Come si trova l’equilibrio tra lo stile e le richieste del mercato?
«All’inizio il mercato chiede, tu ti devi adattare e ti sembra che vada bene così. Poi ho capito che in realtà è il contrario. Se tutti si adattassero avremmo un appiattimento totale. Devi trovare il tuo modo di esprimerti. Il nostro lavoro è sempre in balia del tempo e delle mode, l’unico modo per durare è imporre un modo di raccontare le cose, che poi è la cosa che tutti chiamano stile».
Che consigli daresti a un giovane illustratore per riuscirci?
«Provare tutto, sperimentare ogni strada, essere flessibili, costruire diversi portfolio per diversi settori: uno per i giornali, uno per gli editori di libri, uno per le agenzie pubblicitarie. Dopo un po’, scegliere un settore e buttarsi su quello a capofitto. E ricordarsi che il processo artistico non si può accelerare, la maturazione artistica corrisponde a quella personale, non ci sono scorciatoie».

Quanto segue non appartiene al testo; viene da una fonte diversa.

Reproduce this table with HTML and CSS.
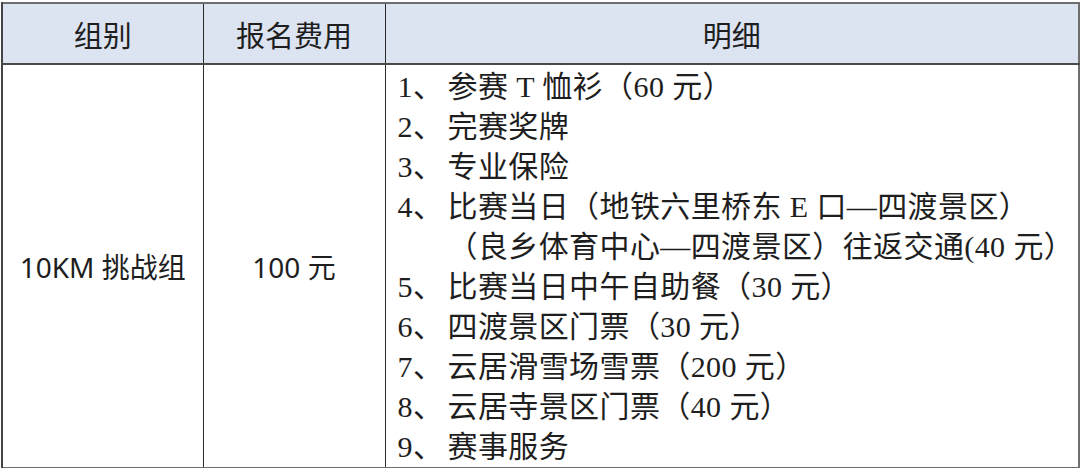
FILE: index.html
```html
<!DOCTYPE html>
<html lang="zh-CN">
<head>
<meta charset="utf-8">
<title>报名费用</title>
<link rel="stylesheet" href="styles.css">
</head>
<body>
<div class="wrap">
  <table class="fee-table">
    <colgroup>
      <col class="c-group">
      <col class="c-fee">
      <col class="c-detail">
    </colgroup>
    <thead>
      <tr>
        <th>组别</th>
        <th>报名费用</th>
        <th>明细</th>
      </tr>
    </thead>
    <tbody>
      <tr>
        <td class="center">10KM 挑战组</td>
        <td class="center">100 元</td>
        <td class="detail">
          <ul class="items">
            <li><span class="no">1、</span><span class="txt">参赛 T 恤衫（60 元）</span></li>
            <li><span class="no">2、</span><span class="txt">完赛奖牌</span></li>
            <li><span class="no">3、</span><span class="txt">专业保险</span></li>
            <li><span class="no">4、</span><span class="txt">比赛当日（地铁六里桥东 E 口—四渡景区）<br>（良乡体育中心—四渡景区）往返交通(40 元）</span></li>
            <li><span class="no">5、</span><span class="txt">比赛当日中午自助餐（30 元）</span></li>
            <li><span class="no">6、</span><span class="txt">四渡景区门票（30 元）</span></li>
            <li><span class="no">7、</span><span class="txt">云居滑雪场雪票（200 元）</span></li>
            <li><span class="no">8、</span><span class="txt">云居寺景区门票（40 元）</span></li>
            <li><span class="no">9、</span><span class="txt">赛事服务</span></li>
          </ul>
        </td>
      </tr>
    </tbody>
  </table>
</div>
</body>
</html>
```

FILE: styles.css
```css
html, body {
  margin: 0;
  padding: 0;
  background: #ffffff;
}

.wrap {
  padding: 2px 2px 0 1px;
}

.fee-table {
  width: 1077px;
  border-collapse: collapse;
  table-layout: fixed;
  border: 2px solid #6e6e6e;
  color: #1e1e1e;
}

.c-group { width: 201px; }
.c-fee { width: 182px; }
.c-detail { width: 694px; }

.fee-table th {
  height: 59px;
  padding: 0;
  background: #dce3f1;
  font-family: "Noto Sans", "Noto Sans CJK SC", sans-serif;
  font-size: 29px;
  font-weight: normal;
  text-align: center;
  vertical-align: middle;
  border-left: 1px solid #2a2a2a;
  border-bottom: 2px solid #4a4a4a;
}

.fee-table td {
  height: 399px;
  padding: 0;
  border-left: 1px solid #2a2a2a;
}

.fee-table th:first-child,
.fee-table td:first-child {
  border-left: 2px solid #444;
}

.center {
  text-align: center;
  vertical-align: middle;
  font-family: "Noto Sans", "Noto Sans CJK SC", sans-serif;
  font-size: 28px;
}

.detail {
  vertical-align: top;
  font-family: "Liberation Serif", "Noto Sans CJK SC", serif;
  font-size: 30px;
  letter-spacing: 0.4px;
}

.items {
  list-style: none;
  margin: 0;
  padding: 2px 0 0 12px;
}

.items li {
  display: flex;
  line-height: 40px;
  white-space: nowrap;
}

.no {
  flex: 0 0 50px;
}

.txt {
  flex: 1 1 auto;
}
```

Com’è la tua giornata tipo di lavoro?
«La base del mio lavoro è la settimana più che la giornata ed è sempre organizzata in base alle scadenze. Il brutto e il bello di un lavoro creativo è che non ci sono orari fissi, preferisco lavorare in blocchi di ore. Spesso anche dopo cena, perché molti clienti sono su un altro fuso orario quando mandano mail o richieste di correzioni».
E le idee quando ti vengono?
«Quando non le cerco, mentre faccio altro e la mente è rilassata: in treno per andare a Trastevere, in palestra, quando esco col cane».